Shake 38

The Regulars

Feel the Burn, My Thanes
Article by Nancy Bell

1.
I’m on the treadmill at the gym. I used to listen to podcasts while I worked out but I noticed my body wasn’t getting any sexier. Now I tune Pandora to any number of pop music stations I’ve set up for the purpose of making me work out harder. I’ve got Katy Perry, Maroon 5, Beyonce, Pink, Miley Cyrus. I never listened to this kind of music before. It’s been a real eye opener! Wow!

2.
A few years ago I went to see the bird show at the Los Angeles Zoo. It’s a great show! They keep the birds in remote controlled aviaries miles away in the San Gabriel Mountains that loom in the background. At one point the trainer says, “And now I’m gonna call Pookie down from the mountain!” And she holds out her arm and she hits the remote that opens the aviary and way way off on the mountain you see a tiny dot come flying down, closer and closer. It’s a red-shouldered hawk that lands on the trainer’s big leather glove. It’s so beautiful! She turns to the audience of little kids all criss-cross apple sauce and says, “Birds like Pookie are almost extinct! Do you know why?” From the children, a dull singsong chorus: “Because of us.”

3.
My student says that the character of Richard the 3rd is more fun than Macbeth because Macbeth is such a downer. Richard the 3rd is like a Macbeth that doesn’t give a shit. Macbeth is always whining about how bad he is, even before he kills the king. He knows he’s gonna get it. I’ve got a bad feeling about this, he tells his wife. But he keeps creeping on in this petty pace from day to day. He gets more upset about himself as the play goes on, but it only seems to make him eviler. “What’s his problem?” my student says. “Why’s he gotta be so bad if he can’t even enjoy it?”

4.
It’s going down
I’m yelling “Timber!”
You better move
You better dance
Let’s make a night
You won’t remember
I’ll be the one
You won’t forget
This song has come up on my Pandora a couple of times, now. It’s great for the high intensity part of the workout.
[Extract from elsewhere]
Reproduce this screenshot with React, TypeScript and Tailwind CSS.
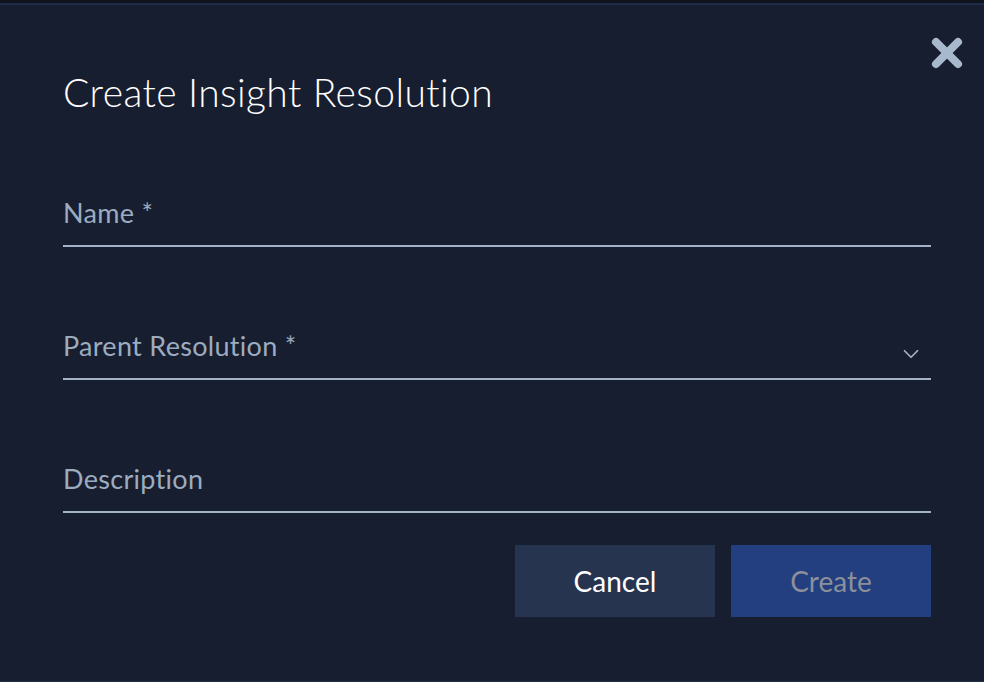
import { X, ChevronDown } from 'lucide-react'

const FIELDS = [
  { label: 'Name *', select: false },
  { label: 'Parent Resolution *', select: true },
  { label: 'Description', select: false },
]

export default function App() {
  return (
    <div className="w-[984px] h-[682px] bg-[#171e2f] flex flex-col overflow-hidden" style={{ fontFamily: 'Lato, "Open Sans", sans-serif' }}>
      <div className="h-[3px] bg-[#0f131c] shrink-0" />
      <div className="h-[2px] bg-[#1f2c48] shrink-0" />
      <div className="relative flex-1 flex flex-col pl-[63px] pr-[53px]">
        <button className="absolute top-[26px] right-[15px] text-[#a9b9cd]">
          <X size={44} strokeWidth={4.4} />
        </button>
        <h2 className="mt-[64px] text-[39px] leading-[46px] font-light tracking-[0.4px] text-white">Create Insight Resolution</h2>

        <div className="mt-[82px] flex flex-col gap-[83px]">
          {FIELDS.map((f) => (
            <div key={f.label} className="flex items-end justify-between border-b-2 border-[#a3b2c6] pb-[16px]">
              <span className="text-[27px] leading-[32px] tracking-[0.3px] text-[#9cacc0]">{f.label}</span>
              {f.select && <ChevronDown size={26} strokeWidth={1.6} className="text-[#a3b2c6] mr-[7px] mb-[-5px]" />}
            </div>
          ))}
        </div>

        <div className="mt-[32px] flex justify-end gap-4">
          <button className="w-[200px] h-[72px] bg-[#27344f] text-white text-[28px]">Cancel</button>
          <button disabled className="w-[200px] h-[72px] bg-[#243f7f] text-[#8b909b] text-[28px]">Create</button>
        </div>
      </div>
      <div className="h-px bg-[#232c45] shrink-0" />
    </div>
  )
}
Fuck everything! I look down at my phone to see who/what it is. Timber by Pitball (Featuring Ke$ha). Timber. Oh, that’s what they’re saying: “I’m yelling Timber.” I get it. Like, it’s an image of a tree being cut down. Pandora says its from an album called “Global Warming.” There’s a picture of a flaming planet Earth on the cover. Later on in the song, Pitbull raps, “I’m slicker than an oil spill.” This is so much better than podcasts!

5.
We’re like Macbeth. We know how this climate change thing is gonna end. We feel super bad about it. We promise we are not gonna be able to sleep a wink until it’s over. We know how bad we are with our fossil fuels and our bad farming and our…Facebook! Bad us! We hear that knock knock knocking and it’s Macduff and he’s coming for us, of woman born or not. And why? Because of us. But just like him, we keep on doing it and doing and doing it. And the witches give us just the right amount of maybe-it’ll-be-okay to keep on fighting even after Birnam Wood (Timber!) has come to Dunsinane.

6.
Back on the treadmill, it strikes me that there is one big difference between us and Macbeth. That’s what my crash course in pop hits has taught me. Something has changed since I was sitting criss cross applesauce at the zoo. We name dance albums Global Warming and gleefully evoke the spectre of redwoods crashing to earth while we dance and hook up. Climate Change! Let’s party like it’s 1999! That’s more Richard the 3rd. No denial necessary. Now is the winter of our discontent made glorious SUMMER! I hit the incline button on the dashboard and crank it up to 15.